For several minutes, nobody spoke. The old villager's prophecy had come true. The mountains had made us silent. In that extraordinary moment, every hardship—the cold, exhaustion, uncertainty, and fear—simply disappeared. The mountains offered no applause and no rewards. They merely allowed us to stand among them for a brief moment. And that was enough.

Descent towards Yamunotri

The descent proved even more challenging than the ascent. Loose snow and steep slopes tested our tired legs. Several times we slipped while negotiating icy sections. Afternoon clouds rolled in, reducing visibility and increasing the risk of losing the route. Gradually, however, the landscape softened. Eventually, we heard the distant ringing of temple bells from Yamunotri. 

The Bali Pass route finally led us to the sacred Yamunotri Temple, one of the four revered Char Dham pilgrimage shrines. Pilgrims looked curiously at us—sunburnt, unshaven and carrying weather-beaten rucksacks repaired with rope and tape. That evening, while soaking our tired feet near the hot springs beside the temple, laughter returned to our group. One friend solemnly announced that he would never again undertake such a difficult trek. Within months, he was planning another Himalayan expedition.
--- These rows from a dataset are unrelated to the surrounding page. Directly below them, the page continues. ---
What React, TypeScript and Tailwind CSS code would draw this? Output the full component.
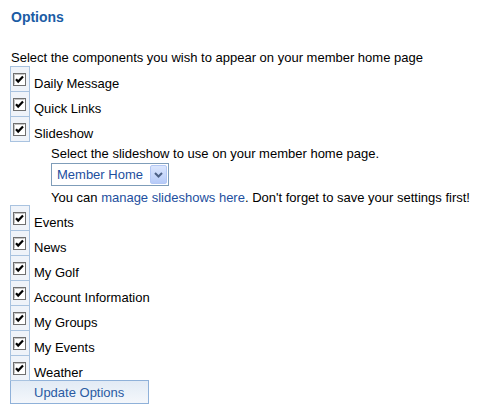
import React from 'react';

const items1 = ['Daily Message', 'Quick Links', 'Slideshow'];
const items2 = ['Events', 'News', 'My Golf', 'Account Information', 'My Groups', 'My Events', 'Weather'];

const CheckBox: React.FC = () => (
  <svg width="13" height="13" viewBox="0 0 13 13" className="block">
    <rect x="0.5" y="0.5" width="12" height="12" fill="#ffffff" stroke="#6f6f6f" />
    <path d="M1.5 11.5V1.5H11.5" fill="none" stroke="#c4c4c4" />
    <path d="M3 6.2 L5.2 8.6 L10 3.6" fill="none" stroke="#000000" strokeWidth="2.2" />
  </svg>
);

const OptionRow: React.FC<{ label: string }> = ({ label }) => (
  <div className="flex h-[25px] items-start">
    <div className="h-[26px] w-[20px] shrink-0 border border-[#a9c3e0] bg-[#eff3f9] pl-[2px] pt-[6px]">
      <CheckBox />
    </div>
    <span className="ml-[4px] mt-[10px] leading-[15px]">{label}</span>
  </div>
);

export default function App() {
  return (
    <div
      className="h-[420px] w-[480px] bg-white pl-[10px] text-[13px] text-[#000]"
      style={{ fontFamily: '"Liberation Sans", Arial, sans-serif' }}
    >
      <h2 className="pl-px pt-[9px] text-[14px] font-bold leading-[16px] text-[#1b5ca5]">Options</h2>
      <p className="mt-[25px] pl-px leading-[16px]">
        Select the components you wish to appear on your member home page
      </p>

      <div>
        {items1.map((it) => (
          <OptionRow key={it} label={it} />
        ))}
      </div>

      <div className="pl-[41px] pt-[5px]">
        <p className="leading-[15px]">Select the slideshow to use on your member home page.</p>
        <div className="mt-[2px] flex h-[23px] w-[118px] items-center justify-between border border-[#7f9db9] bg-white pl-[5px] pr-px">
          <span className="leading-[15px] text-[#1d4f9e]">Member Home</span>
          <span className="flex h-[19px] w-[17px] items-center justify-center rounded-[2px] border border-[#b4c8f5] bg-gradient-to-b from-[#dbe6fd] to-[#b7cbf8]">
            <svg width="9" height="6" viewBox="0 0 9 6">
              <path d="M1 1 L4.5 4.5 L8 1" fill="none" stroke="#4d6185" strokeWidth="2" />
            </svg>
          </span>
        </div>
        <p className="mt-[4px] leading-[15px]">
          You can <span className="text-[#1d4f9e]">manage slideshows here</span>. Don't forget to save your settings first!
        </p>
      </div>

      <div>
        {items2.map((it) => (
          <OptionRow key={it} label={it} />
        ))}
      </div>

      <button className="flex h-[24px] w-[139px] items-center border border-[#8fb1d9] bg-gradient-to-b from-[#e2ebf5] to-[#f4f7fb] pl-[23px] text-[13px] leading-[15px] text-[#2a5ba3]">
        Update Options
      </button>
    </div>
  );
}
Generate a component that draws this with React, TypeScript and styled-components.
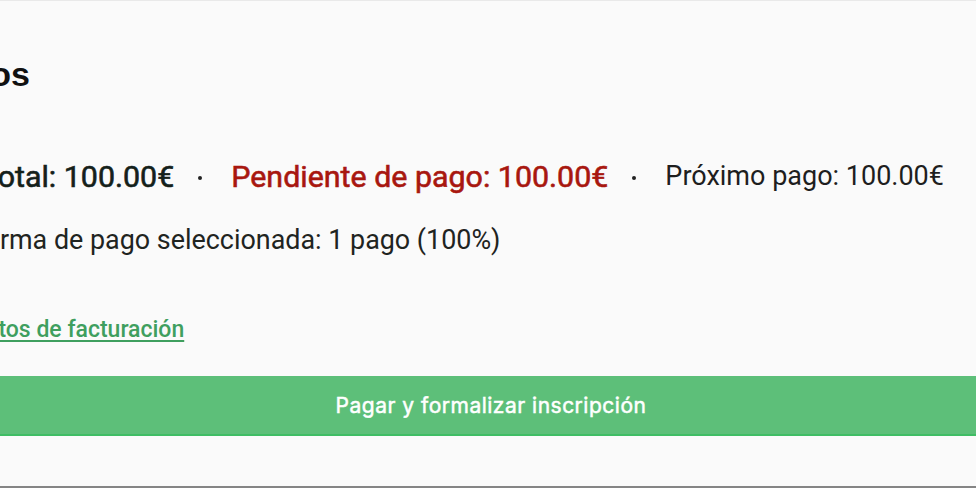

Reflections after four decades

More than forty years have passed since that remarkable journey. Today, roads are better, equipment is lighter and organised trekking expeditions regularly cross Bali Pass. Modern technology has made mountain travel safer and more accessible. Yet whenever I think about the Himalayas, my mind returns to the summer of 1985. Somewhere among those silent peaks, beneath the shadow of Swargarohini, I believe the Himalayas accepted us, not as conquerors, but as humble guests. Even today, that remains the greatest reward of the journey.